_To be done_
Search the data for the word "React" and copy every line where it occurs.

_Supplied data_
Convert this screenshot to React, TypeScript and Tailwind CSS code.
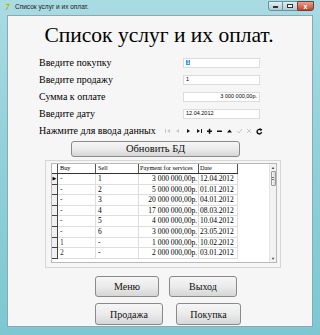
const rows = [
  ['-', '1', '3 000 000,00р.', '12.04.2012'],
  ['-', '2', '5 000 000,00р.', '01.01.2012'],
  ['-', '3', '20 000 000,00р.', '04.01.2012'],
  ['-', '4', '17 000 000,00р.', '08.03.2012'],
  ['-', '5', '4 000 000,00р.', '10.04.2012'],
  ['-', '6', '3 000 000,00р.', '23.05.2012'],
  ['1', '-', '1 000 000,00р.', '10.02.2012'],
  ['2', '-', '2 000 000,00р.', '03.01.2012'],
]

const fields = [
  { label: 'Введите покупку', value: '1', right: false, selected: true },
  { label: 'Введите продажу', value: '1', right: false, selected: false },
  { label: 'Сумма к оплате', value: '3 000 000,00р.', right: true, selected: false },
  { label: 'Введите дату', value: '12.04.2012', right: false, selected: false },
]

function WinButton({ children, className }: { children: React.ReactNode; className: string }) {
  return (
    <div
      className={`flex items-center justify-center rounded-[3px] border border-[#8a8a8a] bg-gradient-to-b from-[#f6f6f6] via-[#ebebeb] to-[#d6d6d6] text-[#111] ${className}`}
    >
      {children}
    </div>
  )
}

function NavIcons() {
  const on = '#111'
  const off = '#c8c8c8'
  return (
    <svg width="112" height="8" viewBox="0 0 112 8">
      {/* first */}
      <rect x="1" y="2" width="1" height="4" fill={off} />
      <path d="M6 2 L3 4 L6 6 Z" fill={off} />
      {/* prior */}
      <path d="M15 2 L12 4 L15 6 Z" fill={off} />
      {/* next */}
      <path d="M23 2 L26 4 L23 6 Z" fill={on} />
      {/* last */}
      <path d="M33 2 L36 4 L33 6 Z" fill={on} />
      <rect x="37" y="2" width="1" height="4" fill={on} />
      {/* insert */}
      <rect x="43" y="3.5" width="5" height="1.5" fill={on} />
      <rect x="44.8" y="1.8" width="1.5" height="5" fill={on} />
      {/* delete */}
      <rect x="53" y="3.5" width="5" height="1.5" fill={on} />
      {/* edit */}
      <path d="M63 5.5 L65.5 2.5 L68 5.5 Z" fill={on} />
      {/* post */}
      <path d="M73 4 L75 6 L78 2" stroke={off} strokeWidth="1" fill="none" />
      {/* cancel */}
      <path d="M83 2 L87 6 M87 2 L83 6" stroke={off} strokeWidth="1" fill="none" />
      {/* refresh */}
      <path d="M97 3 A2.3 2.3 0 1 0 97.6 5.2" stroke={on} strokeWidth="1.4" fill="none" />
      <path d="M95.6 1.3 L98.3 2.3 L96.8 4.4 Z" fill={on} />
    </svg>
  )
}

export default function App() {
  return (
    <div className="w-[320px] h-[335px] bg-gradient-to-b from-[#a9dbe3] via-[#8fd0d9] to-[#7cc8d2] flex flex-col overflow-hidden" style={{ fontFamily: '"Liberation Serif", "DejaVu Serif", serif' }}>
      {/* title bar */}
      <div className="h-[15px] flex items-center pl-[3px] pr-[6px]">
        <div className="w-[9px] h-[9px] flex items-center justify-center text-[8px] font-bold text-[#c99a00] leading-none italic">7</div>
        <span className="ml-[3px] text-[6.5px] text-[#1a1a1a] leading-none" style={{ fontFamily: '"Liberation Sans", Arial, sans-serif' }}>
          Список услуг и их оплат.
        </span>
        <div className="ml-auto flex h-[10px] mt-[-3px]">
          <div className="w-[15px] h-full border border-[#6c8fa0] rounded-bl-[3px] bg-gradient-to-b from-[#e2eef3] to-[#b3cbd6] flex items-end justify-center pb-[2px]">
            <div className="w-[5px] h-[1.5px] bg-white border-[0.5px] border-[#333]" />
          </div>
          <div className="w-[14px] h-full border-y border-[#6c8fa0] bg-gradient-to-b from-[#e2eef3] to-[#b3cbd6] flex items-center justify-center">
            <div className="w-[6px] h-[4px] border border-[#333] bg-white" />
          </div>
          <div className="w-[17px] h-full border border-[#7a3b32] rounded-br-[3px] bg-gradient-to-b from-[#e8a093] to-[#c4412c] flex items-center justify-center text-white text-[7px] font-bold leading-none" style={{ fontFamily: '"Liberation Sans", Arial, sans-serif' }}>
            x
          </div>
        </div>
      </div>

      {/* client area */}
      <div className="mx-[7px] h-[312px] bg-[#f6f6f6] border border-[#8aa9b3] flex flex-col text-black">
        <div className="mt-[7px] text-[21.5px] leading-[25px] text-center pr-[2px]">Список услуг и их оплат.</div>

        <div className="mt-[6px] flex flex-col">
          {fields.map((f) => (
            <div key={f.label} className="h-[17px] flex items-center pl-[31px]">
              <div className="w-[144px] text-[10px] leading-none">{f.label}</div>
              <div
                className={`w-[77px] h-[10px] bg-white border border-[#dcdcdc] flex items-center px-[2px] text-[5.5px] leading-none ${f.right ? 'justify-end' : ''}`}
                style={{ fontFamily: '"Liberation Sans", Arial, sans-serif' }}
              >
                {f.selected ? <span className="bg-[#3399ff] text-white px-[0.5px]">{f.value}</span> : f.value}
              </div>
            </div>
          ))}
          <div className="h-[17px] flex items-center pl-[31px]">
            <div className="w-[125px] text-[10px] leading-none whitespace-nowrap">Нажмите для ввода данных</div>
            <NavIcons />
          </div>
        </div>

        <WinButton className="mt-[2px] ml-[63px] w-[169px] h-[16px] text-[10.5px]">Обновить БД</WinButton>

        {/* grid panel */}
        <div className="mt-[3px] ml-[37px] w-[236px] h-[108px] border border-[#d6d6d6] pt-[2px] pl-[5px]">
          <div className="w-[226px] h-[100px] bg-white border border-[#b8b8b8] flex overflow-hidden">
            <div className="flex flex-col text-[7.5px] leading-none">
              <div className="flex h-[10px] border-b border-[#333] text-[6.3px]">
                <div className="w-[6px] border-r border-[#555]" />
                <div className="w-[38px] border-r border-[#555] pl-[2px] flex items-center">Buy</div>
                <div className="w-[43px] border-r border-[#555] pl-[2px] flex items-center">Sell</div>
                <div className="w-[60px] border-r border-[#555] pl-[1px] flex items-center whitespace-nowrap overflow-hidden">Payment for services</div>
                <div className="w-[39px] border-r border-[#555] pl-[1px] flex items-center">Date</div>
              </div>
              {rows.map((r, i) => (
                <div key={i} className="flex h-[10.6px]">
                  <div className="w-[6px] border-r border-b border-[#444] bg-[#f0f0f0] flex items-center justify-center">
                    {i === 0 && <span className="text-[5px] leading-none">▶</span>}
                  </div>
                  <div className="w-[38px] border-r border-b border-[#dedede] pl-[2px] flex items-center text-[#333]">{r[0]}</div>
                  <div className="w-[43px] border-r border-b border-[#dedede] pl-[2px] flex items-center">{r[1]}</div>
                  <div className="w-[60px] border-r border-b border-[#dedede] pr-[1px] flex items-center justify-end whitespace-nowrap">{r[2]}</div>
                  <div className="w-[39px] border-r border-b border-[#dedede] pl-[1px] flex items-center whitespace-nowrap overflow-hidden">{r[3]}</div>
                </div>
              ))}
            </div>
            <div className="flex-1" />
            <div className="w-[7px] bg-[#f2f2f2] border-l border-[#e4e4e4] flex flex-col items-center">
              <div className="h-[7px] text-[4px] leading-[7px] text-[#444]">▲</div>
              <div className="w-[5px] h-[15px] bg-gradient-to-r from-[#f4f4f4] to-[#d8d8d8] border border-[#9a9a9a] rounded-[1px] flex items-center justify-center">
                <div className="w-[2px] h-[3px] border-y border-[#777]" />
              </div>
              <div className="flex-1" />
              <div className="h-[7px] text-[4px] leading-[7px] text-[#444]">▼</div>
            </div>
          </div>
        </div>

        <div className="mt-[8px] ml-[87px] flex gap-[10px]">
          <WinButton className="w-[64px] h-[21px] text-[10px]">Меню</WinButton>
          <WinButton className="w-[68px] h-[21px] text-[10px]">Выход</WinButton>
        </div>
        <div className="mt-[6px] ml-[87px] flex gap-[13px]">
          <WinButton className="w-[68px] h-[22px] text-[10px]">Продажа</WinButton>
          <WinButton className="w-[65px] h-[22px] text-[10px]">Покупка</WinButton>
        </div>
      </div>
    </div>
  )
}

_Exercise answer_
Convert this screenshot to React, TypeScript and Tailwind CSS code.
function WinButton({ children, className }: { children: React.ReactNode; className: string }) {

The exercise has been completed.